--- Objective ---
Copy the listing below in full and skip every picture.
-- -- --
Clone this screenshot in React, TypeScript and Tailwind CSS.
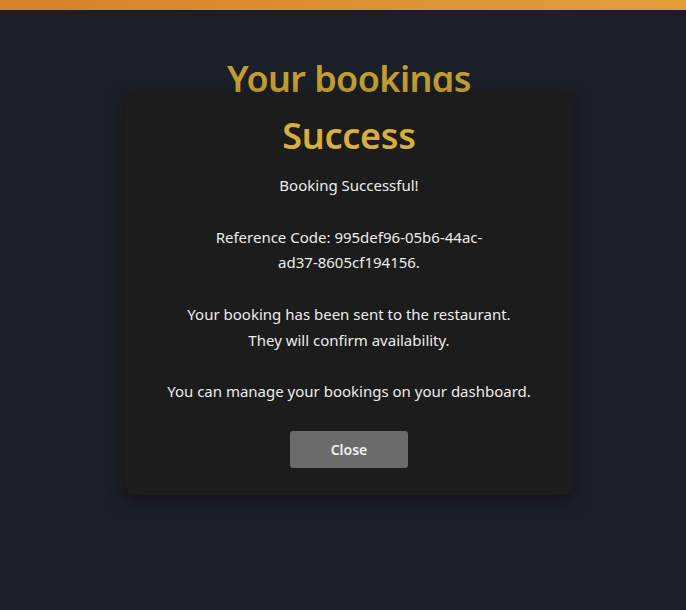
import React from "react";

const MESSAGE = `Booking Successful!

Reference Code: 995def96-05b6-44ac-
ad37-8605cf194156.

Your booking has been sent to the restaurant.
They will confirm availability.

You can manage your bookings on your dashboard.`;

export default function App() {
  return (
    <div
      className="relative min-h-[610px] bg-[#1b1f27] overflow-hidden"
      style={{ fontFamily: '"Noto Sans", "Open Sans", sans-serif' }}
    >
      {/* top accent bar */}
      <div className="h-[10px] bg-gradient-to-r from-[#d5822a] to-[#e29f38]" />

      <div className="pl-3">
        <h1 className="mt-[49px] text-center text-[36px] leading-[40px] font-semibold text-[#c29e2f] tracking-[-0.6px]">
          Your bookings
        </h1>
      </div>

      {/* modal */}
      <div className="absolute inset-0 pl-3 pt-[92px] flex justify-center">
        <div className="w-[448px] h-[403px] bg-[#1c1c1c] rounded-lg shadow-[0_6px_16px_rgba(0,0,0,0.35)] px-6 pt-[18px] flex flex-col items-center">
          <h2 className="text-[36px] leading-[52px] font-semibold text-[#d6b03a] tracking-[-0.3px]">
            Success
          </h2>
          <p className="mt-[11px] whitespace-pre-line text-center text-[15px] leading-[25.8px] text-[#ececec]">
            {MESSAGE}
          </p>
          <button className="mt-[26px] w-[118px] h-[37px] rounded-[3px] bg-[#6b6b6b] text-[14px] font-semibold text-[#f0f0f0]">
            Close
          </button>
        </div>
      </div>
    </div>
  );
}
-- -- --
--- Solution below ---
Clone this screenshot in React, TypeScript and Tailwind CSS.
import React from "react";

const MESSAGE = `Booking Successful!

Reference Code: 995def96-05b6-44ac-
ad37-8605cf194156.

Your booking has been sent to the restaurant.
They will confirm availability.

You can manage your bookings on your dashboard.`;

export default function App() {
  return (
    <div
      className="relative min-h-[610px] bg-[#1b1f27] overflow-hidden"
      style={{ fontFamily: '"Noto Sans", "Open Sans", sans-serif' }}
    >
      {/* top accent bar */}
      <div className="h-[10px] bg-gradient-to-r from-[#d5822a] to-[#e29f38]" />

      <div className="pl-3">
        <h1 className="mt-[49px] text-center text-[36px] leading-[40px] font-semibold text-[#c29e2f] tracking-[-0.6px]">
          Your bookings
        </h1>
      </div>

      {/* modal */}
      <div className="absolute inset-0 pl-3 pt-[92px] flex justify-center">
        <div className="w-[448px] h-[403px] bg-[#1c1c1c] rounded-lg shadow-[0_6px_16px_rgba(0,0,0,0.35)] px-6 pt-[18px] flex flex-col items-center">
          <h2 className="text-[36px] leading-[52px] font-semibold text-[#d6b03a] tracking-[-0.3px]">
            Success
          </h2>
          <p className="mt-[11px] whitespace-pre-line text-center text-[15px] leading-[25.8px] text-[#ececec]">
            {MESSAGE}
          </p>
          <button className="mt-[26px] w-[118px] h-[37px] rounded-[3px] bg-[#6b6b6b] text-[14px] font-semibold text-[#f0f0f0]">
            Close
          </button>
        </div>
      </div>
    </div>
  );
}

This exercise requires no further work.